• [Set problem] Go through the material below and copy all lines with "screenshot".

• [Recorded data]
┄┄┄┄┄┄┄┄┄┄

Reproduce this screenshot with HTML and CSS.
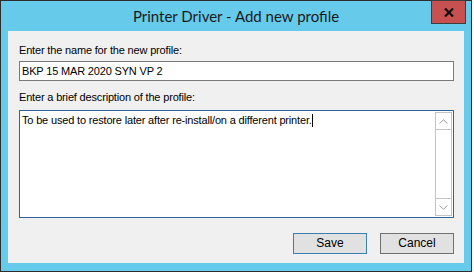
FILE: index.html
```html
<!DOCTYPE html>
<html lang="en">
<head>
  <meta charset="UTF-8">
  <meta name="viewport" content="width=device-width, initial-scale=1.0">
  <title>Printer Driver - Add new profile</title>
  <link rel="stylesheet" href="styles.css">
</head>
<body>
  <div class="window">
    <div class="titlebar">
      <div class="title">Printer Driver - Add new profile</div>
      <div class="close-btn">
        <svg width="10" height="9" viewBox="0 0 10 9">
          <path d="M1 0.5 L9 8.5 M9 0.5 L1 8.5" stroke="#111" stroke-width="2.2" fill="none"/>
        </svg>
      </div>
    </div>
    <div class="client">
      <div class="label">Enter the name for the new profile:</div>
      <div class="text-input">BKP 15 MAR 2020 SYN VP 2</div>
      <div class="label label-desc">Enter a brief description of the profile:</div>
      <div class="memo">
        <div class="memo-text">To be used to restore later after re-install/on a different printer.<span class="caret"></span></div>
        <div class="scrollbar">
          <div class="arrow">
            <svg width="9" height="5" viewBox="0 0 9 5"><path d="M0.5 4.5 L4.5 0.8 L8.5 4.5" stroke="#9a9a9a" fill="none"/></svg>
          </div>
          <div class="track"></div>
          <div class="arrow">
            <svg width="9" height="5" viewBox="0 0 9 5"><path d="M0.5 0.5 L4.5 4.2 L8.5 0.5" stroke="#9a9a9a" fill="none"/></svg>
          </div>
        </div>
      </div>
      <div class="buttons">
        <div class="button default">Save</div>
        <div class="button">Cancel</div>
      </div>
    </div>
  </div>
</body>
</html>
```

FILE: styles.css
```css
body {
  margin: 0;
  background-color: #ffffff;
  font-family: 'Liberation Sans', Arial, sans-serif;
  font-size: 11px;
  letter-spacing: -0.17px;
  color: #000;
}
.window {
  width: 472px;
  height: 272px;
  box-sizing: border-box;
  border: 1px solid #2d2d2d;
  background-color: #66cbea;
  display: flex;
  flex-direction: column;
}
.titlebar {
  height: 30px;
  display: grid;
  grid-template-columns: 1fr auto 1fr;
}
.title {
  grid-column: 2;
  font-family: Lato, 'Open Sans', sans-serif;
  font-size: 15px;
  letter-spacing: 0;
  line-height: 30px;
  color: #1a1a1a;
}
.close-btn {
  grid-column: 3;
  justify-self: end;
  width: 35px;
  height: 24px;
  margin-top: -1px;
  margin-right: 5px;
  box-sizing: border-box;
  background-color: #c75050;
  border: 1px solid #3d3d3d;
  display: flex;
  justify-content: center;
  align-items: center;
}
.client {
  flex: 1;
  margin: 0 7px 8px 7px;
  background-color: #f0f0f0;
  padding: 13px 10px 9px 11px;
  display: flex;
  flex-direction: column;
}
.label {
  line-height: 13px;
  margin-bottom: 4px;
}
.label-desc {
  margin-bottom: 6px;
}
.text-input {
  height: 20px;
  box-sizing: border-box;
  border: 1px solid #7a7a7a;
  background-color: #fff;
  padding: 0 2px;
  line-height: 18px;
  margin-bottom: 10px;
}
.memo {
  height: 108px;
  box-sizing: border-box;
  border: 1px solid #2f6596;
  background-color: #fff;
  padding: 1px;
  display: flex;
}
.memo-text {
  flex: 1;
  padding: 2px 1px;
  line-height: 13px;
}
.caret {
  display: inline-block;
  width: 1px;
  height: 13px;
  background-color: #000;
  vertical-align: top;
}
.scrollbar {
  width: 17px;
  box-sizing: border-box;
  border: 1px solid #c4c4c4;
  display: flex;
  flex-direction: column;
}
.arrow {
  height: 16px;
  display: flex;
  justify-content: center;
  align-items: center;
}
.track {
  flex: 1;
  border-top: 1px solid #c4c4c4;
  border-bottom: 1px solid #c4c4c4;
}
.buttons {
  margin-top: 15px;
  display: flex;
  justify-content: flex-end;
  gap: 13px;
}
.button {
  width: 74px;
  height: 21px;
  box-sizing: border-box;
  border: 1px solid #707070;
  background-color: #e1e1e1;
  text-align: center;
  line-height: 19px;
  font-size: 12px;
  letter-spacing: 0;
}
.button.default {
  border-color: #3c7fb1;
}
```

┄┄┄┄┄┄┄┄┄┄

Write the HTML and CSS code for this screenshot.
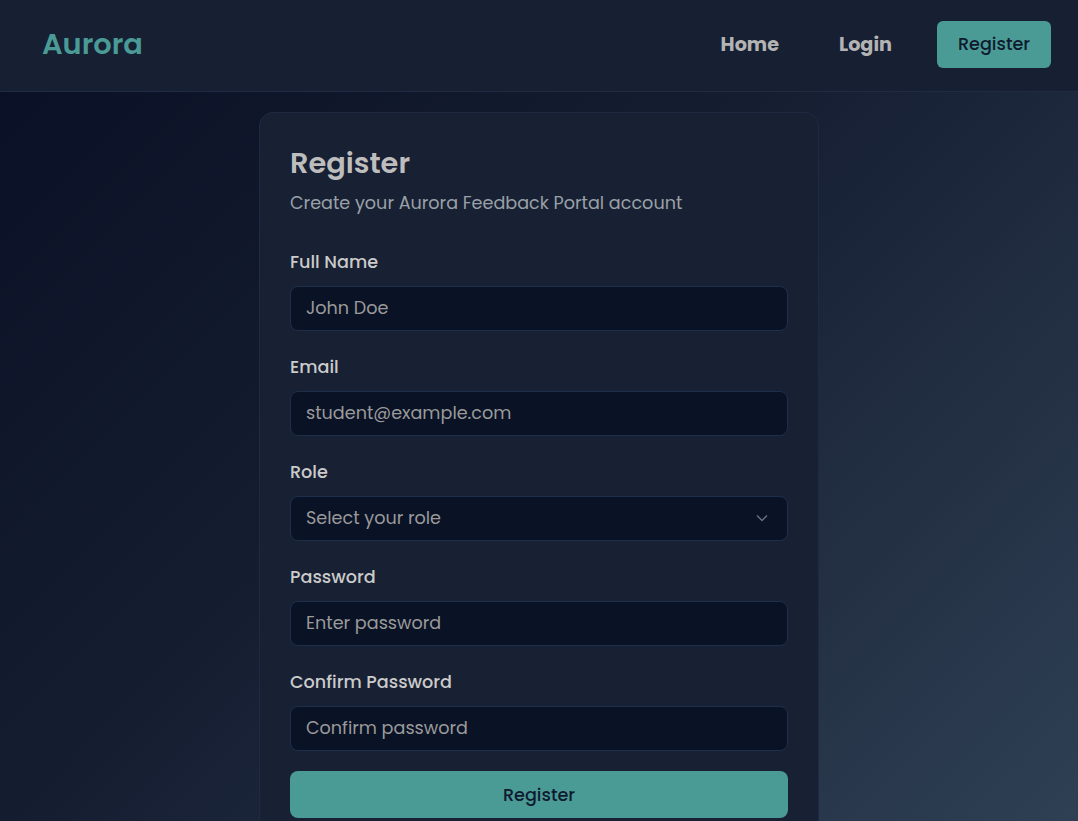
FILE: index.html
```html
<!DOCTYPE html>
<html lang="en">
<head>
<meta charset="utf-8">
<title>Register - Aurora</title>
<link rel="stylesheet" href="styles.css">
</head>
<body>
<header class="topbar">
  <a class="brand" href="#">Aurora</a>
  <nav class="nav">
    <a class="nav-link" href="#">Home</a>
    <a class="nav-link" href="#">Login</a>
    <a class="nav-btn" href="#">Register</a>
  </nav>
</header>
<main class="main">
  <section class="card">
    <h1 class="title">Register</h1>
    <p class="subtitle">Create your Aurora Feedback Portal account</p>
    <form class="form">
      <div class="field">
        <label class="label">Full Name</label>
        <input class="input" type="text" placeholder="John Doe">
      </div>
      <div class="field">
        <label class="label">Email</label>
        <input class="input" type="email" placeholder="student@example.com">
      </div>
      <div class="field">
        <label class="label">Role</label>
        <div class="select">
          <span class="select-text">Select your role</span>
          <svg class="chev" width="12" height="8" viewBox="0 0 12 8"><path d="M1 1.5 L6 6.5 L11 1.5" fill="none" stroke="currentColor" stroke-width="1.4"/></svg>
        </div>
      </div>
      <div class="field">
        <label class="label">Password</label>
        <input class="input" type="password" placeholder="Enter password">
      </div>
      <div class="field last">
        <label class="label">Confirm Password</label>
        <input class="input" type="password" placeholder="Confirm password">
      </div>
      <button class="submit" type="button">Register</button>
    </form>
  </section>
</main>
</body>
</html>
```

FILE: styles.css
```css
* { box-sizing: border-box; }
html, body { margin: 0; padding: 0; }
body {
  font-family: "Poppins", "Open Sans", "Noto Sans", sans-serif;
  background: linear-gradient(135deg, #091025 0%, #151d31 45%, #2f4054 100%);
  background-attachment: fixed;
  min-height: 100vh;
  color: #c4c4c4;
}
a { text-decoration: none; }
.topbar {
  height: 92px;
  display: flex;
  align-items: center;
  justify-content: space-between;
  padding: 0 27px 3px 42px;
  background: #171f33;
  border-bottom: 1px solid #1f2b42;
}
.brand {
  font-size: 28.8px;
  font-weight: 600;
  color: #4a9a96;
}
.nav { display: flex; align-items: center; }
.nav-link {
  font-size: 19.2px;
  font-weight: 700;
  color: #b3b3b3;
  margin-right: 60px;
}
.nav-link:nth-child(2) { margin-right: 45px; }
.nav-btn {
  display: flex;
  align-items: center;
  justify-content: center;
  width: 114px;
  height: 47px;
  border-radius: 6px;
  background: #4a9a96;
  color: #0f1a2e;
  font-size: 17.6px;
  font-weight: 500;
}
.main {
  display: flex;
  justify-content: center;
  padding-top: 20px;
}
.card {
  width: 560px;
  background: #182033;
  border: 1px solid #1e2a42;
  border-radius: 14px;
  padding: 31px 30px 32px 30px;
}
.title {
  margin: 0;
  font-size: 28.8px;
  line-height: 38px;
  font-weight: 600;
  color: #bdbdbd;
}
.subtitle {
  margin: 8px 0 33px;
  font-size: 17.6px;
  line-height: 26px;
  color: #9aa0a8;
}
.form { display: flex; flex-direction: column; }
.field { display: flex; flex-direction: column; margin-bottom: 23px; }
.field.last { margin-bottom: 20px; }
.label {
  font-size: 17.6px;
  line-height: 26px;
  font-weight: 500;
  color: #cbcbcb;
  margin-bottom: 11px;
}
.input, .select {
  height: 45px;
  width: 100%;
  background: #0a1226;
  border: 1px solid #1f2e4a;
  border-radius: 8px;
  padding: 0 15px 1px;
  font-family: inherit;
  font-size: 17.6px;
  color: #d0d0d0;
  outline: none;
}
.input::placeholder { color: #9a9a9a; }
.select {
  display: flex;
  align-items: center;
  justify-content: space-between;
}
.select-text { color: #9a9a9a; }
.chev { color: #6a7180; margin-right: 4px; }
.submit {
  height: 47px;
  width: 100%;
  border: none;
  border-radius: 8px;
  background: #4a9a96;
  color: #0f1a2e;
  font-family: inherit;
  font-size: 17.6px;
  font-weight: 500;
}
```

┄┄┄┄┄┄┄┄┄┄

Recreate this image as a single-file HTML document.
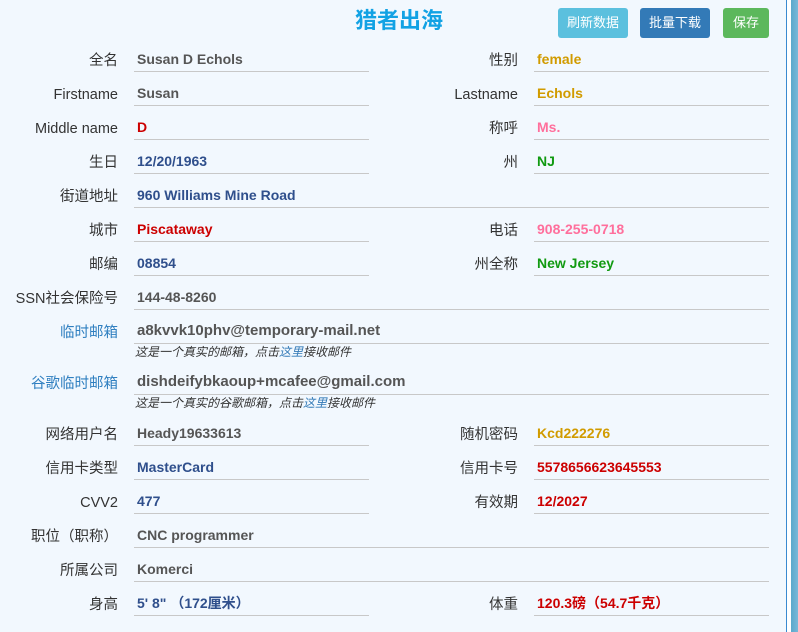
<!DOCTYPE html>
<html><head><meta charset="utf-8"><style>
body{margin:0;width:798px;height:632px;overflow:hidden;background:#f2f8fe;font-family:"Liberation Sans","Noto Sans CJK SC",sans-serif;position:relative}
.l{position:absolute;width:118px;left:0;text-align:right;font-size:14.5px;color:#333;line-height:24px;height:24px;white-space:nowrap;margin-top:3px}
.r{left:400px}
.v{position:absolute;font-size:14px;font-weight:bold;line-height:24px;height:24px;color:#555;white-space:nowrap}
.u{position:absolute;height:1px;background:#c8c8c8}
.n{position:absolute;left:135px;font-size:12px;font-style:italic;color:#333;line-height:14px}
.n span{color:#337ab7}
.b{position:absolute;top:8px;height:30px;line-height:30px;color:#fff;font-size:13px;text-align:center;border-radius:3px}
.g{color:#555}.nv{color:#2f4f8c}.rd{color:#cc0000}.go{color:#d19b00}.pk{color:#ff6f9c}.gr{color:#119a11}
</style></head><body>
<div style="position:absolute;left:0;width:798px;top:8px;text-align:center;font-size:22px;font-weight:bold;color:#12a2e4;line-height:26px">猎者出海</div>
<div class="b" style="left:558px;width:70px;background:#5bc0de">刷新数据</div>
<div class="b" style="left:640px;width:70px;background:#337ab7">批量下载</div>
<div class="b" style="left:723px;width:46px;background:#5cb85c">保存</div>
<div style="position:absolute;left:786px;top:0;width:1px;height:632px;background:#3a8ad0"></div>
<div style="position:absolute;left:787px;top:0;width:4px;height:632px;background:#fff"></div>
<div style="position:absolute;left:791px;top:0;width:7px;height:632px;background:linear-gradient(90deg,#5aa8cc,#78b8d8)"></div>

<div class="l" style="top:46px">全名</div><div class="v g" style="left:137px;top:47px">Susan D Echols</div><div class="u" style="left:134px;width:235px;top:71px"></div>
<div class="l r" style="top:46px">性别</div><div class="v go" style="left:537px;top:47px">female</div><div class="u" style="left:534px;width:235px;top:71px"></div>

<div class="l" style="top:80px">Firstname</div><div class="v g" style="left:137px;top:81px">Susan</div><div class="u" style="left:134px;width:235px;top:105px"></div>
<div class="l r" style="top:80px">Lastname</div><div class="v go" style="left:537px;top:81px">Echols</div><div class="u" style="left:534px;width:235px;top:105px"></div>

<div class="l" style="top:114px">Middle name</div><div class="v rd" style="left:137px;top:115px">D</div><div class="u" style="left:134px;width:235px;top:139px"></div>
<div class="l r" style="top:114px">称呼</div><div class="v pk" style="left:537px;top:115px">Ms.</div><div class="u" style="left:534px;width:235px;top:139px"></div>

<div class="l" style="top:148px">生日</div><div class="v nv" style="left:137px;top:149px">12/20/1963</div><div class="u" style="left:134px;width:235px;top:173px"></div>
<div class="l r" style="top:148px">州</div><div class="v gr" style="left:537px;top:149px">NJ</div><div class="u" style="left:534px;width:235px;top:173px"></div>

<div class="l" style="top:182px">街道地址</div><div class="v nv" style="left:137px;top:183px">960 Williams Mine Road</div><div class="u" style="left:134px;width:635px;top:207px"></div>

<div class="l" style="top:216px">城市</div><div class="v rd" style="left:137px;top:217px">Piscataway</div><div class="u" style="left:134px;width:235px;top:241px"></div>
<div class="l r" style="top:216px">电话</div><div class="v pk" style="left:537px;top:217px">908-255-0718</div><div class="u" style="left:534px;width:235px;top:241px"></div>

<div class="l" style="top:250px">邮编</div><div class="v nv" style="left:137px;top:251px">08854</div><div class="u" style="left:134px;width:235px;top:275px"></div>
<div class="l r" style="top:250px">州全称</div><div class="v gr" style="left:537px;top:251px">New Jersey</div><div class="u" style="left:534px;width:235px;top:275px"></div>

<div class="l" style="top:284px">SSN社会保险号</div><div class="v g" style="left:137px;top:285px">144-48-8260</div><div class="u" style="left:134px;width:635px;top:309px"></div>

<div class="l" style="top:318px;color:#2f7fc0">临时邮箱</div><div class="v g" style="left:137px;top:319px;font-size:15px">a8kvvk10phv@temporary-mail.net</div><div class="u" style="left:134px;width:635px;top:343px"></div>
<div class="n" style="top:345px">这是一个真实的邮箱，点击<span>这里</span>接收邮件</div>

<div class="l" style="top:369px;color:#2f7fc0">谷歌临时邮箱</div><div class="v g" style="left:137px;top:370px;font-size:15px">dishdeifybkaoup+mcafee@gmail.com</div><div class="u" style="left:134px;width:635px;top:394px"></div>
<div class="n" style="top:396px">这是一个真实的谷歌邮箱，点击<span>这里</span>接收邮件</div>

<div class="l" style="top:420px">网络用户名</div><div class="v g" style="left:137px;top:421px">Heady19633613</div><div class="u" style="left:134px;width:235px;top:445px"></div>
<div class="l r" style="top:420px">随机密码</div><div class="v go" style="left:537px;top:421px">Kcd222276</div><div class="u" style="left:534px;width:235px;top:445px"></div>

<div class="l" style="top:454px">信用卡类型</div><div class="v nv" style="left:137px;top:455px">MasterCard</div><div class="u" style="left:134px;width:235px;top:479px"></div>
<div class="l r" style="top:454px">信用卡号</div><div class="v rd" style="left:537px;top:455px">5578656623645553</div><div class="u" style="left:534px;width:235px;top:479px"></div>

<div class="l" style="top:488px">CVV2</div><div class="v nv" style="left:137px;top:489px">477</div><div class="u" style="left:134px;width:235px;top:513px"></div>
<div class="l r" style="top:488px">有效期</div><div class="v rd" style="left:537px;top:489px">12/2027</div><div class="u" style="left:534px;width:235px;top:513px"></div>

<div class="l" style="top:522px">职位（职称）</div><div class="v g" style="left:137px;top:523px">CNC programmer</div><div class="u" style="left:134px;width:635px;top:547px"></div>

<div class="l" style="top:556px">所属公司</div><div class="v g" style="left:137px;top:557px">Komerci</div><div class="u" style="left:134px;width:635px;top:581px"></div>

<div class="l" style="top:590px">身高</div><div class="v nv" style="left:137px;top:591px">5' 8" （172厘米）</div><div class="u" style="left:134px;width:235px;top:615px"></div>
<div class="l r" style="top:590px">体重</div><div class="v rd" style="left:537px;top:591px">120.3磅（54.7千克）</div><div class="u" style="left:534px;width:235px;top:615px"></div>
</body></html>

┄┄┄┄┄┄┄┄┄┄

• [Solution]
Reproduce this screenshot with HTML and CSS.
Write the HTML and CSS code for this screenshot.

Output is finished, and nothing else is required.